レコードのステレオ再生の仕組み?
1999年9月30日にとある男性から質問を頂きました。
子供のころからの疑問なんですが、レコード針は一本なのにどうしてステレオで聞こえるのでしょうか。
【レコードって】
最近は音楽を聞くのにはCDとか、MDとか、DATとかデジタル再生されるものが主流ですね。アナログ再生できるものとしてはカセットテープがまだカーステレオその他で現役の座をかろうじて確保していますが、レコードはCDに置き換わってしまい、殆ど淘汰されてしまった状態で、一部のマニアだけがアナログレコードを使用している状態だと思います。そういう意味では、アナログレコードをご存知の方は少なくなってきているようです。
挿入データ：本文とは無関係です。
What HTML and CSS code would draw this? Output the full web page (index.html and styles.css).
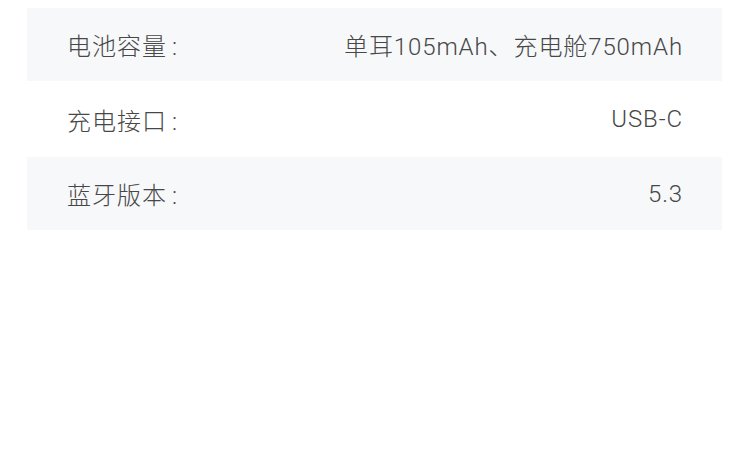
FILE: index.html
```html
<!DOCTYPE html>
<html lang="zh-CN">
<head>
    <meta charset="UTF-8">
    <meta name="viewport" content="width=device-width, initial-scale=1.0">
    <title>产品参数</title>
    <link rel="stylesheet" href="styles.css">
</head>
<body>
    <div class="spec-list">
        <div class="spec-row">
            <span class="spec-label">电池容量<span class="colon">:</span></span>
            <span class="spec-value">单耳105mAh、充电舱750mAh</span>
        </div>
        <div class="spec-row">
            <span class="spec-label">充电接口<span class="colon">:</span></span>
            <span class="spec-value">USB-C</span>
        </div>
        <div class="spec-row">
            <span class="spec-label">蓝牙版本<span class="colon">:</span></span>
            <span class="spec-value">5.3</span>
        </div>
    </div>
</body>
</html>
```

FILE: styles.css
```css
body {
    margin: 0;
    padding: 8px 28px 0 27px;
    background: #fff;
    font-family: Roboto, "Noto Sans CJK SC", sans-serif;
    font-weight: 300;
    color: #474747;
}
.spec-list {
    display: flex;
    flex-direction: column;
}
.spec-row {
    display: flex;
    justify-content: space-between;
    align-items: center;
    height: 73px;
    padding: 0 39px 0 40px;
    font-size: 24px;
}
.spec-row:nth-child(odd) {
    background-color: #f7f8fa;
}
.spec-row:nth-child(2) {
    height: 76px;
}
.spec-label {
    letter-spacing: 1px;
}
.colon {
    margin-left: 5px;
}
.spec-value {
    letter-spacing: 0.9px;
}
```
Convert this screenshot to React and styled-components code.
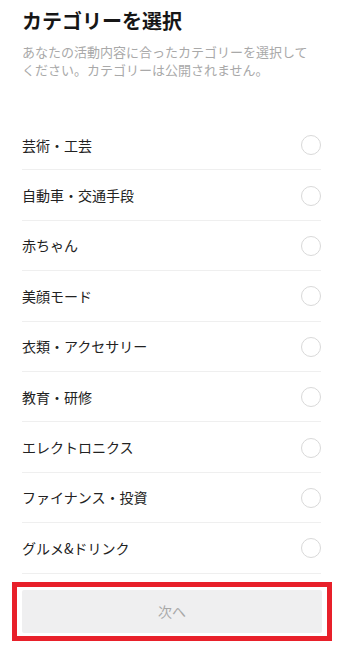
import React, { useState } from "react";
import styled, { createGlobalStyle } from "styled-components";

const GlobalStyle = createGlobalStyle`
  html, body {
    margin: 0;
    padding: 0;
    background: #ffffff;
  }
  body {
    font-family: "Noto Sans CJK JP", "Noto Sans", sans-serif;
  }
`;

const Page = styled.div`
  width: 340px;
  min-height: 662px;
  background: #fff;
  display: flex;
  flex-direction: column;
`;

const Header = styled.div`
  padding: 6px 22px 0;
  height: 120px;
  box-sizing: border-box;
`;

const Title = styled.h1`
  margin: 0;
  font-size: 20px;
  line-height: 30px;
  font-weight: 700;
  color: #161616;
`;

const Lead = styled.p`
  margin: 7px 0 0;
  font-size: 13px;
  line-height: 18px;
  color: #a9a9a9;
`;

const List = styled.ul`
  list-style: none;
  margin: 0;
  padding: 0 19px 0 22px;
`;

const Row = styled.li`
  height: 50.4px;
  box-sizing: border-box;
  display: flex;
  align-items: center;
  justify-content: space-between;
  border-bottom: 1px solid #efefef;
  font-size: 14px;
  color: #222;
  cursor: pointer;
`;

const Radio = styled.span`
  width: 20px;
  height: 20px;
  box-sizing: border-box;
  border-radius: 50%;
  border: 1px solid ${(p) => (p.$on ? "#06c755" : "#d9d9d9")};
  background: ${(p) => (p.$on ? "#06c755" : "#fff")};
  margin-top: 1px;
`;

const Mark = styled.div`
  margin: 8px 8px 0 12px;
  border: 5px solid #e8202a;
  padding: 3px 5px;
`;

const NextButton = styled.button`
  display: block;
  width: 100%;
  height: 43px;
  border: none;
  border-radius: 2px;
  background: #efeff0;
  color: #a8a8a8;
  font-family: inherit;
  font-size: 14px;
`;

const categories = [
  "芸術・工芸",
  "自動車・交通手段",
  "赤ちゃん",
  "美顔モード",
  "衣類・アクセサリー",
  "教育・研修",
  "エレクトロニクス",
  "ファイナンス・投資",
  "グルメ&ドリンク",
];

export default function App() {
  const [picked, setPicked] = useState(null);
  return (
    <Page>
      <GlobalStyle />
      <Header>
        <Title>カテゴリーを選択</Title>
        <Lead>
          あなたの活動内容に合ったカテゴリーを選択してください。カテゴリーは公開されません。
        </Lead>
      </Header>
      <List>
        {categories.map((c) => (
          <Row key={c} onClick={() => setPicked(c)}>
            {c}
            <Radio $on={picked === c} />
          </Row>
        ))}
      </List>
      <Mark>
        <NextButton disabled={!picked}>次へ</NextButton>
      </Mark>
    </Page>
  );
}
さて、レコードの始まりと言うとエジソンが1877年に発明したものが最初で、当時は現在(レコードに対して、現在と言うのは御幣がありますが…)のような円盤状の板ではなく、円筒状のドラムに溝を掘って音を記録するものでした。その後現在のような円盤状のものに改良され、蓄音機とされました。これは、プレスすることにより複製を簡単に作成できたので、瞬く間に商品として量産化されるようになりました。その後、この円盤状のものが、モノラルからステレオへと発展したのですが、まず、モノラルレコードの仕組みから説明しましょう。
【モノラルレコードの仕組み】
レコードは図のように円盤に円周に沿ってV字の溝が彫ってあります。その溝を上から良く見ると左右に振動する複雑な波形が記録dされています。レコードはレコード針がそのV字の溝をトレースし、溝に刻まれた左右への振動を拾い上げる(ピックアップする)ことにより、刻まれた音を取り出します。振動の周波数の変化(溝に刻まれた左右への振動の速さ)が音の波長の変化(高音や低音)を再現し、振動の振幅(溝に刻まれた左右への振動の幅)の変化が音の強弱を再現します。
【ステレオレコードの仕組み】
モノラル再生のときはV字の溝に振動を記録し、その振動数に音の高低を振幅に音の強弱を記録しました。しかし、ステレオ再生のためには左の音と右の音に対して、音の高低や強弱を記録しなければなりません。そこで、当初はレコード針を2本使用して、右と左別々に記録された音を再生すると言う、考え方は単純で、技術的には非常に難しい方法等が試みられました。その後、ひとつの溝に左右二つの音を記録する方法として、VL方式と言う左右の音を溝の左右の振動と上下の振動に分解して記録する方法と、45/45方式と言う左右の音を溝の左側と右側に分けて、しかも、溝にたいs手45度の方向に記録する方法が現れました。このとき、VL方式のプレーヤーではモノラルレコードを聞くと片方のチャンネルからしか音を聞くことができないのと、VL方式で録音されたステレオレコードを従来のモノラルレコードプレーヤーで再生するとこれもまた、片方のチャンネルの音しか聞けないという、モノラルレコードとの非互換性が問題となりました。それに比べ、45/45方式ですとモノラルレコードを聞く場合には左右から同じ信号を取ることができ、モノラルプレーヤーで45/45方式すってレオ再生する場合にもステレオの左右の音が合成されて、左右から同じ音を再生できるなどのモノラルレコードとの互換性が確保されていたために、この45/45方式が世界的に採用され、現在(もうすでに過去のものですが…)のステレオ再生の主流と主流となったわけです。ちなみに、VL方式でも45/45方式でも針が音を取り出すときは上下左右に触れる針の振動を磁石とコイルで電気信号として取り出します。このように上下左右複雑な動きを45度−45度に分解するのが45/45方式でモノラルとの互換性を取れるようにしたのですね。